Brereton: I'm not sure, because it's just how I work - how the stories are envisioned. Maybe what readers get with the painted stuff is a more immersive feel? I certainly experience this when I'm illustrating the stories - I have to inhabit the places as well as the psyches of the characters- probably as much as when I'm writing them. When I got into comics in 1989, it was painting the art that got me noticed and kept me working for the decades that followed- and also kept me from more mainstream work as digital became more the norm. I suppose I could draw the stories, and see them digitally colored, but it wouldn't feel right - it would be missing a dimension, I think, the painted work has. If I'm one of the last guys still making wicker chairs, so be it.
Nrama: As a final question, I know Nocturnals: The Sinister Path has been years in the making for you. What new projects are you working on now, and are the Nocturnals involved in some way?
Brereton: I have a set of fun old school wax wrapper trading cards still available through an extended Kickstarter called Creeping Flesh, featuring a set of my monster girl art. Polychrome and Eve makes one or two appearances in the pack. I'm currently outlining the next Nocturnals comic, which picks up where Sinister Path leaves off.
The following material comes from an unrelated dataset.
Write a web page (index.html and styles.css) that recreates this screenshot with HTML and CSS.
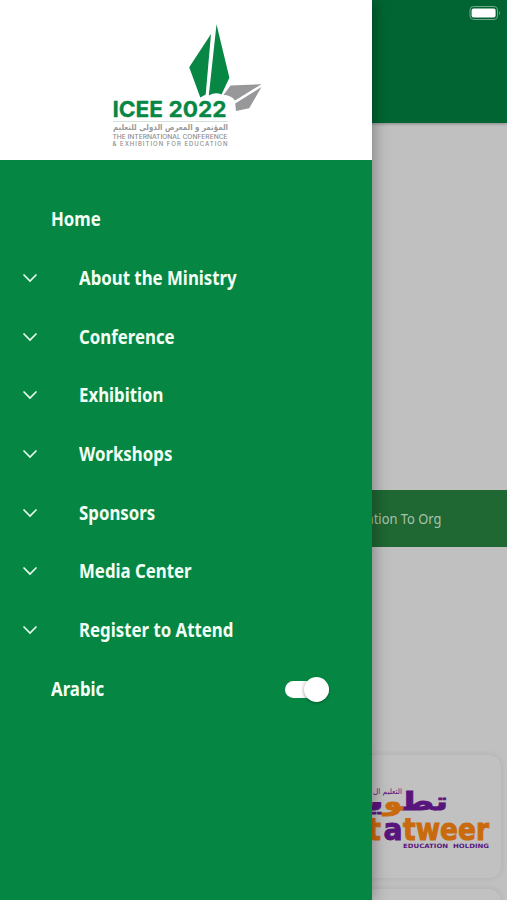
FILE: index.html
```html
<!DOCTYPE html>
<html lang="en">
<head>
<meta charset="utf-8">
<meta name="viewport" content="width=device-width, initial-scale=1">
<title>ICEE 2022</title>
<link rel="stylesheet" href="styles.css">
</head>
<body>
<div class="app">
  <main class="page">
    <header class="topbar">
      <svg class="battery" width="34" height="16" viewBox="0 0 34 16">
        <rect x="1" y="1.500" width="27.5" height="13" rx="3.5" fill="none" stroke="#6fa889"/>
        <rect x="2.600" y="3.400" width="24" height="9.200" rx="2" fill="#fff"/>
        <path d="M30 6q2 2 0 4z" fill="#6fa889"/>
      </svg>
    </header>
    <section class="hero"></section>
    <section class="banner"><span>Invitation To Org</span></section>
    <section class="sponsors">
      <article class="card">
        <svg class="tatweer" width="132" height="70" viewBox="360 783 132 70">
          <text x="402" y="794" direction="rtl" class="ar-small" textLength="29" lengthAdjust="spacingAndGlyphs">التعليم ال</text>
          <g class="ar" direction="rtl">
            <text x="448" y="810" class="purple" textLength="46" lengthAdjust="spacingAndGlyphs">تط&#8205;</text>
            <text x="402.500" y="810" class="orange" textLength="19" lengthAdjust="spacingAndGlyphs">&#8205;و</text>
            <text x="384" y="810" class="purple" textLength="16" lengthAdjust="spacingAndGlyphs">ي&#8205;</text>
          </g>
          <g class="latin">
            <text x="367" y="839.500" class="orange" textLength="14" lengthAdjust="spacingAndGlyphs">t</text>
            <text x="383.500" y="839.500" class="purple" textLength="19" lengthAdjust="spacingAndGlyphs">a</text>
            <text x="403" y="839.500" class="orange" textLength="86" lengthAdjust="spacingAndGlyphs">tweer</text>
          </g>
          <text x="403" y="848.300" class="holding" textLength="86" lengthAdjust="spacingAndGlyphs">EDUCATION &#160;HOLDING</text>
        </svg>
      </article>
      <article class="card"></article>
    </section>
  </main>

  <aside class="drawer">
    <div class="brand">
      <svg width="170" height="150" viewBox="0 0 170 150">
        <path fill="#078743" d="M111 19 105.700 79.500 100.300 82.500 89.200 52.300zM116.500 9.300 129.400 62.700 121.500 79.500q-6-3-12.700 1z"/>
        <path fill="#98989a" d="M130.500 70.500 161.500 69.200 135 85.500q-4-5.500-11.500-5.500zM161.500 72 149.200 93.300 136 96l-.800-7.500z"/>
        <text x="12.500" y="102" class="name" textLength="114" lengthAdjust="spacingAndGlyphs">ICEE 2022</text>
        <path d="M13 106.500h115" stroke="#c8dccf" stroke-width=".8"/>
        <text x="128" y="115" direction="rtl" class="sub-ar" textLength="115" lengthAdjust="spacingAndGlyphs">المؤتمر و المعرض الدولي للتعليم</text>
        <text x="12.500" y="123.700" class="sub" textLength="115" lengthAdjust="spacingAndGlyphs">THE INTERNATIONAL CONFERENCE</text>
        <text x="12.500" y="131.300" class="sub" textLength="115" lengthAdjust="spacing">&amp; EXHIBITION FOR EDUCATION</text>
      </svg>
    </div>
    <nav class="menu">
      <a class="item plain"><span class="label">Home</span></a>
      <a class="item"><svg class="chev" viewBox="0 0 14 8"><path d="M1 1l6 6 6-6"/></svg><span class="label">About the Ministry</span></a>
      <a class="item"><svg class="chev" viewBox="0 0 14 8"><path d="M1 1l6 6 6-6"/></svg><span class="label">Conference</span></a>
      <a class="item"><svg class="chev" viewBox="0 0 14 8"><path d="M1 1l6 6 6-6"/></svg><span class="label">Exhibition</span></a>
      <a class="item"><svg class="chev" viewBox="0 0 14 8"><path d="M1 1l6 6 6-6"/></svg><span class="label">Workshops</span></a>
      <a class="item"><svg class="chev" viewBox="0 0 14 8"><path d="M1 1l6 6 6-6"/></svg><span class="label">Sponsors</span></a>
      <a class="item"><svg class="chev" viewBox="0 0 14 8"><path d="M1 1l6 6 6-6"/></svg><span class="label">Media Center</span></a>
      <a class="item"><svg class="chev" viewBox="0 0 14 8"><path d="M1 1l6 6 6-6"/></svg><span class="label">Register to Attend</span></a>
      <div class="item plain language"><span class="label">Arabic</span><span class="switch"><span class="thumb"></span></span></div>
    </nav>
  </aside>
</div>
</body>
</html>
```
FILE: styles.css
```css
* { box-sizing: border-box; }
body { margin: 0; font-family: "Noto Sans", sans-serif; }
.app { position: relative; width: 507px; height: 900px; overflow: hidden; background: #c0c0c0; }
.page { display: flex; flex-direction: column; height: 900px; }
.topbar { flex: none; height: 123px; padding: 5px 4px 0 0; display: flex; justify-content: flex-end; align-items: flex-start; background: #006532; box-shadow: 0 1px 3px rgba(0,0,0,.3); }
.battery { display: block; }
.hero { flex: none; height: 366.500px; }
.banner { flex: none; height: 57.500px; padding-right: 66px; display: flex; align-items: center; justify-content: flex-end; background: #1f6733; color: #a9c3ae; font-size: 15px; white-space: nowrap; }
.banner span { transform: scaleX(.86); transform-origin: right; }
.sponsors { padding: 208px 6px 0 250px; display: flex; flex-direction: column; gap: 11px; }
.card { flex: none; height: 123px; padding: 28px 9px 0 0; display: flex; justify-content: flex-end; align-items: flex-start; border-radius: 12px; background: #c1c1c1; box-shadow: 0 0 6px rgba(0,0,0,.09); }
.tatweer { display: block; }
.purple { fill: #58157c; stroke: #58157c; }
.orange { fill: #c96a0d; stroke: #c96a0d; }
.ar { font: 700 25px "DejaVu Sans", sans-serif; stroke-width: .8; }
.latin { font: 700 35px "DejaVu Sans", sans-serif; font-size: 31px; stroke-width: 1; }
.ar-small { font: 400 7.500px "DejaVu Sans", sans-serif; fill: #58157c; }
.holding { font: 700 6px "DejaVu Sans", sans-serif; fill: #58157c; }

.drawer { position: absolute; top: 0; left: 0; width: 372px; height: 900px; background: #058743; box-shadow: 0 0 16px rgba(0,0,0,.4); }
.brand { height: 160px; padding: 15px 0 0 100px; background: #fff; overflow: hidden; }
.brand svg { display: block; }
.name { font: 700 22px Inter, sans-serif; fill: #078743; stroke: #078743; stroke-width: .3; }
.sub-ar { font: 700 8px "DejaVu Sans", sans-serif; fill: #9a9a9a; }
.sub { font: 500 6px Inter, sans-serif; fill: #8d8d8d; }
.menu { padding-top: 30px; display: flex; flex-direction: column; }
.item { height: 58.650px; padding-left: 23px; display: flex; align-items: center; color: #f4fff6; }
.plain { padding-left: 51px; }
.chev { width: 14px; height: 8px; margin-right: 42px; overflow: visible; fill: none; stroke: #e9fff0; stroke-width: 1.700; stroke-linecap: round; }
.label { font-size: 19px; font-weight: 700; line-height: 26px; white-space: nowrap; transform: scaleX(.885); transform-origin: left; }
.language { padding-right: 43.500px; padding-top: 2px; justify-content: space-between; }
.switch { display: flex; align-items: center; justify-content: flex-end; width: 44px; height: 17px; border-radius: 9px; background: linear-gradient(to right, #fff 35%, #e3efe8 50%); }
.thumb { width: 25px; height: 25px; border-radius: 50%; background: #fff; box-shadow: 0 1px 3px rgba(0,0,0,.35); flex: none; }
```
I'm also painting covers here and there (I just finished a cover for The Black Flame Archives, and I'm doing a variant cover for Low) and a lot of commission work for private collectors. I particularly enjoy commissions because of the freedom involved. I have enough paintings to fill the new art book we'll be funding through Kickstarter this summer, called In the Night Studio. It will feature quite a few new Nocturnals pieces, too. I wrote and painted a 4-part Batman story "Six Fingers" available digitally in Legends of the Dark Knight #85-88, currently available on Comixology and DC Digital. It has a Nocturnals vibe for sure.